James has given a very detailed explanation on all the potential solutions in the last chapter and also has worked on the potential objections that may arise out of them. But like what he says in the end “Even as things stand now, with current levels of aid funding and without touching any government funds currently being spent on public education, so with no need to reform and public finance, I reckon we could afford to send every out-of-the-school child to private school”.
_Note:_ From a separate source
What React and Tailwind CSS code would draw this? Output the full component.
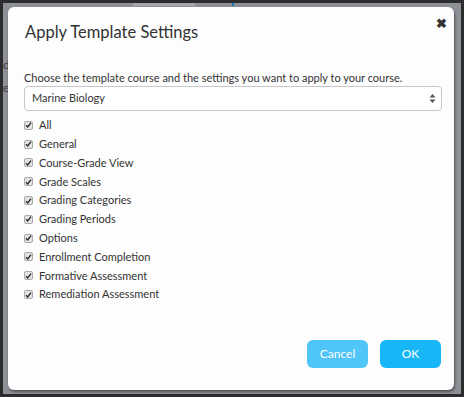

It surely is an inspiring journey into the lives of families and teachers in the poorest communities who have successfully created their own private schools in response to the failed public education. James Tooley with his outstanding efforts of growing ‘the beautiful tree’ has touched the lives of hundreds of thousands of people. The book is a delightful read and gives a lot of hope.

Author: James Tooley
Pages: 302
Publisher: Cato Institute
Published: April 2009



Sudhi said...

This sounds very interesting!

It is difficult to believe that there are private schools for poor.

I think James Tooley has done a great job.

Vibha said...

Visiting your blog from BookReviews and quite liked the experience here. I especially liked how you have quoted the excerpts from the books that you have been reading. Good idea.